Looking with the heart is like this. It allows us to see with what we might call ‘an open mind,’ allowing the other to be who they are without judgment as we quietly remain ready to see God in them. Seeing opens us to being changed by what is revealed. Mystery lies under the surface. God is waiting there—drawing us deeper, fostering our innate ability to see what has seemed hidden. There’s no ‘sin’ in being truly blind, Jesus tells us. It’s when we hold on to opinions and perspectives that maintain or foster judgment, blindness, that we miss the mark. That’s what is meant by the word ‘sin’. Those judgments, and our resistance to change, interfere with our ability to shift focus. Then we don’t see the vase and only see the two opposing faces. We miss seeing God’s presence in our lives, in others, in the events of our day.
Pretend with me for a moment that our world is a Gestalt image and how we view today’s news is conditioned by emotions similar to those of the Temple authorities—anger, fear, disgust—and by the desire for things to improve in our lives. As we look at the world image we see it through this fog but we believe we see it the way it REALLY is, the RIGHT way. Using the Gestalt analogy, perhaps all we can see are those two opposing faces. We don’t see the vase containing the Spirit, God’s mysterious activity. And since we can’t see it, maybe we believe there is no vase. It isn’t there. Now let’s sit back for a minute and adopt a receptive, unfocused gaze while holding an image of the world. This time we subtract the emotion, desire and resistance. We just look—open, trusting. What, then, might we see?

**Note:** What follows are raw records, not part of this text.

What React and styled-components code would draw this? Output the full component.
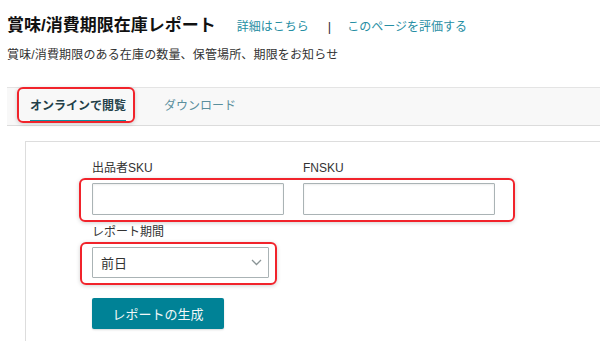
import React from "react";
import styled, { createGlobalStyle } from "styled-components";

const Global = createGlobalStyle`
  html, body { margin: 0; padding: 0; background: #fff; }
  body {
    font-family: "Liberation Sans", "Noto Sans CJK JP", sans-serif;
    color: #333;
    -webkit-font-smoothing: antialiased;
  }
  * { box-sizing: border-box; }
`;

const Page = styled.div`
  width: 600px;
  height: 341px;
  overflow: hidden;
  padding: 14px 0 0 7px;
`;

const Header = styled.div`
  display: flex;
  align-items: baseline;
  height: 24px;
`;

const Title = styled.h1`
  margin: 0;
  font-size: 17px;
  line-height: 24px;
  font-weight: 700;
  color: #111;
`;

const HeaderLink = styled.a`
  font-size: 12px;
  color: #268ea3;
  text-decoration: none;
  margin-left: ${(p) => p.$gap}px;
`;

const Divider = styled.span`
  font-size: 13px;
  color: #333;
  margin-left: 19px;
`;

const Subtitle = styled.p`
  margin: 8px 0 0;
  font-size: 12px;
  letter-spacing: 0.15px;
  line-height: 18px;
  color: #333;
`;

const TabBar = styled.div`
  margin-top: 23px;
  height: 39px;
  background: #f8f8f8;
  border-top: 1px solid #e4e4e4;
  border-bottom: 1px solid #dcdcdc;
  display: flex;
  align-items: flex-start;
  padding-left: 23px;
  gap: 38px;
`;

const Tab = styled.div`
  position: relative;
  font-size: 12px;
  line-height: 16px;
  padding: 10px 0 6px;
  font-weight: ${(p) => (p.$active ? 700 : 400)};
  color: ${(p) => (p.$active ? "#233f48" : "#5b8f9d")};
  border-bottom: 2px solid ${(p) => (p.$active ? "#0e8ea0" : "transparent")};
`;

const Highlight = styled.span`
  position: absolute;
  top: ${(p) => p.$t}px;
  left: ${(p) => p.$l}px;
  right: ${(p) => p.$r}px;
  bottom: ${(p) => p.$b}px;
  border: 2px solid #f1232b;
  border-radius: 6px;
  box-shadow: 0 1px 4px rgba(0, 0, 0, 0.18);
  pointer-events: none;
`;

const Card = styled.div`
  margin: 15px 0 0 18px;
  border-top: 1px solid #dddddd;
  border-left: 1px solid #dddddd;
  padding: 18px 0 20px 66px;
  min-height: 220px;
`;

const LabelRow = styled.div`
  display: flex;
  gap: 19px;
`;

const Label = styled.label`
  display: block;
  width: ${(p) => p.$w || 192}px;
  font-size: 12px;
  line-height: 16px;
  color: #333;
  margin-bottom: 7px;
`;

const Group = styled.div`
  position: relative;
  display: flex;
  gap: 19px;
  width: max-content;
`;

const Input = styled.input`
  width: 192px;
  height: 32px;
  border: 1px solid #aab3b5;
  box-shadow: inset 0 1px 2px rgba(0, 0, 0, 0.08);
  border-radius: 1px;
  padding: 0 8px;
  font-size: 13px;
  outline: none;
  background: #fff;
`;

const Section = styled.div`
  margin-top: 9px;
`;

const Select = styled.div`
  width: 177px;
  height: 31px;
  border: 1px solid #aab3b5;
  border-radius: 1px;
  display: flex;
  align-items: center;
  justify-content: space-between;
  padding: 0 6px 0 8px;
  font-size: 13px;
  color: #333;
  background: #fff;
`;

const Button = styled.button`
  margin-top: 20px;
  width: 132px;
  height: 31px;
  background: #008296;
  border: none;
  border-radius: 2px;
  color: #f2f7f8;
  font-family: inherit;
  font-size: 13px;
  box-shadow: 0 1px 2px rgba(0, 0, 0, 0.15);
  cursor: pointer;
`;

const Chevron = () => (
  <svg width="11" height="7" viewBox="0 0 11 7" fill="none">
    <path d="M1 1l4.5 4.5L10 1" stroke="#8a9496" strokeWidth="1.3" />
  </svg>
);

export default function App() {
  return (
    <>
      <Global />
      <Page>
        <Header>
          <Title>賞味/消費期限在庫レポート</Title>
          <HeaderLink href="#" $gap={21}>詳細はこちら</HeaderLink>
          <Divider>|</Divider>
          <HeaderLink href="#" $gap={16}>このページを評価する</HeaderLink>
        </Header>
        <Subtitle>賞味/消費期限のある在庫の数量、保管場所、期限をお知らせ</Subtitle>
        <TabBar>
          <Tab $active>
            オンラインで閲覧
            <Highlight $t={-1} $l={-13} $r={-9} $b={-3} />
          </Tab>
          <Tab>ダウンロード</Tab>
        </TabBar>
        <Card>
          <LabelRow>
            <Label htmlFor="sku">出品者SKU</Label>
            <Label htmlFor="fnsku">FNSKU</Label>
          </LabelRow>
          <Group>
            <Input id="sku" />
            <Input id="fnsku" />
            <Highlight $t={-5} $l={-13} $r={-20} $b={-7} />
          </Group>
          <Section>
            <Label $w={177}>レポート期間</Label>
            <Group>
              <Select>
                <span>前日</span>
                <Chevron />
              </Select>
              <Highlight $t={-5} $l={-12} $r={-8} $b={-7} />
            </Group>
          </Section>
          <Button>レポートの生成</Button>
        </Card>
      </Page>
    </>
  );
}
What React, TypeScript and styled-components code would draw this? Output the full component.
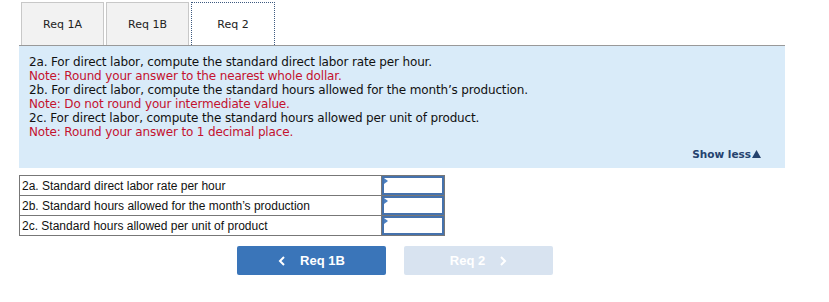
import React from "react";
import styled, { createGlobalStyle } from "styled-components";

const GlobalStyle = createGlobalStyle`
  body {
    margin: 0;
    background: #ffffff;
    font-family: "DejaVu Sans", Verdana, sans-serif;
  }
`;

const Page = styled.div`
  width: 766px;
  padding: 2px 0 0 19px;
`;

const TabBar = styled.div`
  display: flex;
  gap: 2px;
  padding-left: 2px;
  border-bottom: 1px solid #999999;
`;

const Tab = styled.div<{ active?: boolean }>`
  width: ${({ active }) => (active ? "82px" : "81px")};
  height: 42px;
  display: flex;
  align-items: center;
  justify-content: center;
  font-size: 11px;
  color: #222222;
  background: ${({ active }) => (active ? "#ffffff" : "#f2f2f2")};
  border: ${({ active }) => (active ? "1px dotted #3d5a80" : "1px solid #c8c8c8")};
  border-bottom: none;
  margin-bottom: ${({ active }) => (active ? "-1px" : "0")};
  box-sizing: content-box;
`;

const Panel = styled.div`
  background: #d9ebf9;
  height: 122px;
  padding: 9px 10px 0;
  box-sizing: border-box;
  position: relative;
  font-size: 12px;
  line-height: 14px;
`;

const Line = styled.div<{ note?: boolean }>`
  color: ${({ note }) => (note ? "#c4122f" : "#111111")};
  letter-spacing: -0.15px;
`;

const ShowLess = styled.div`
  position: absolute;
  right: 24px;
  bottom: 7px;
  font-size: 10.5px;
  font-weight: bold;
  color: #24426e;
  display: flex;
  align-items: center;
  gap: 1px;
`;

const Table = styled.table`
  margin-top: 7px;
  border-collapse: collapse;
  width: 426px;
  font-family: "Liberation Sans", Arial, sans-serif;
  font-size: 12px;
`;

const LabelCell = styled.td`
  border: 1px solid #777777;
  height: 19px;
  padding: 0 2px;
  color: #111111;
  width: 357px;
`;

const InputCell = styled.td`
  border: 1px solid #777777;
  padding: 0;
  position: relative;
`;

const Input = styled.div`
  height: 15px;
  border: 2px solid #4572ad;
  position: relative;
`;

const Flag = styled.span`
  position: absolute;
  top: 0;
  left: 0;
  width: 0;
  height: 0;
  border-top: 3px solid transparent;
  border-bottom: 3px solid transparent;
  border-left: 4px solid #4a7fc1;
`;

const Nav = styled.div`
  display: flex;
  gap: 18px;
  margin: 10px 0 0 218px;
`;

const NavButton = styled.button<{ disabled?: boolean }>`
  width: 149px;
  height: 29px;
  border: none;
  border-radius: 2px;
  background: ${({ disabled }) => (disabled ? "#d8e3f0" : "#3a75b9")};
  color: #ffffff;
  font-family: "Liberation Sans", Arial, sans-serif;
  font-weight: bold;
  font-size: 13px;
  display: flex;
  align-items: center;
  justify-content: center;
  gap: 14px;
  padding: 0;
`;

const Chevron = ({ dir }: { dir: "left" | "right" }) => (
  <svg width="8" height="10" viewBox="0 0 8 10">
    <path
      d={dir === "left" ? "M6 1 L2 5 L6 9" : "M2 1 L6 5 L2 9"}
      fill="none"
      stroke="#ffffff"
      strokeWidth="2"
    />
  </svg>
);

const rows = [
  "2a. Standard direct labor rate per hour",
  "2b. Standard hours allowed for the month\u2019s production",
  "2c. Standard hours allowed per unit of product",
];

const App = () => {
  return (
    <>
      <GlobalStyle />
      <Page>
        <TabBar>
          <Tab>Req 1A</Tab>
          <Tab>Req 1B</Tab>
          <Tab active>Req 2</Tab>
        </TabBar>
        <Panel>
          <Line>2a. For direct labor, compute the standard direct labor rate per hour.</Line>
          <Line note>Note: Round your answer to the nearest whole dollar.</Line>
          <Line>2b. For direct labor, compute the standard hours allowed for the month’s production.</Line>
          <Line note>Note: Do not round your intermediate value.</Line>
          <Line>2c. For direct labor, compute the standard hours allowed per unit of product.</Line>
          <Line note>Note: Round your answer to 1 decimal place.</Line>
          <ShowLess>
            Show less
            <svg width="9" height="8" viewBox="0 0 9 8">
              <path d="M4.5 0 L9 8 L0 8 Z" fill="#24426e" />
            </svg>
          </ShowLess>
        </Panel>
        <Table>
          <tbody>
            {rows.map((r) => (
              <tr key={r}>
                <LabelCell>{r}</LabelCell>
                <InputCell>
                  <Input>
                    <Flag />
                  </Input>
                </InputCell>
              </tr>
            ))}
          </tbody>
        </Table>
        <Nav>
          <NavButton>
            <Chevron dir="left" />
            Req 1B
          </NavButton>
          <NavButton disabled>
            Req 2
            <Chevron dir="right" />
          </NavButton>
        </Nav>
      </Page>
    </>
  );
};

export default App;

Yesterday I experienced that kind of shape-shift as I thumbed through the front section of the Oregonian. I was internally bemoaning the ongoing litany of bad news—those opposing faces in every story—when I was struck by a short article headlined “Protests erupt on Women’s Day.” The first line reads: “Women across Europe and Asia shouted their demands for equality, respect and empowerment Thursday to mark International Women’s Day. Protesters in Spain launched a 24-hour strike and crowds of demonstrators filled the streets of Manila, Seoul and New Delhi.” Russia, China, Pakistan and Afghanistan saw protests as well, while #MeToo signs were prominent in South Korea. In that moment I saw, again, the two faces in opposition. Then I recognized the vase—the radical movement of Spirit orchestrating change beneath the surface and disrupting the foundation of reality as I have come to see it. Everywhere there are signs of God helping the blind to see as power players, our post-modern ‘Temple authorities’ are unmasked and fall from their lofty pedestals. The courage of the oppressed is rising in stark relief against the darkened background, and the prophets, visionary teachers and faithful critics of our time are slowly moving us forward.
Awaken, O sleeper, arise from the dead,” says the author of Ephesians. We must be aware of and remove our own intellectually, emotionally and culturally defined blinders so we can truly SEE. As we continue through Lent, open your inner eyes. Receptively, courageously gaze at the world around you. Search for the Spirit at work under the surface and, as Paul tells us today, Christ will give us light.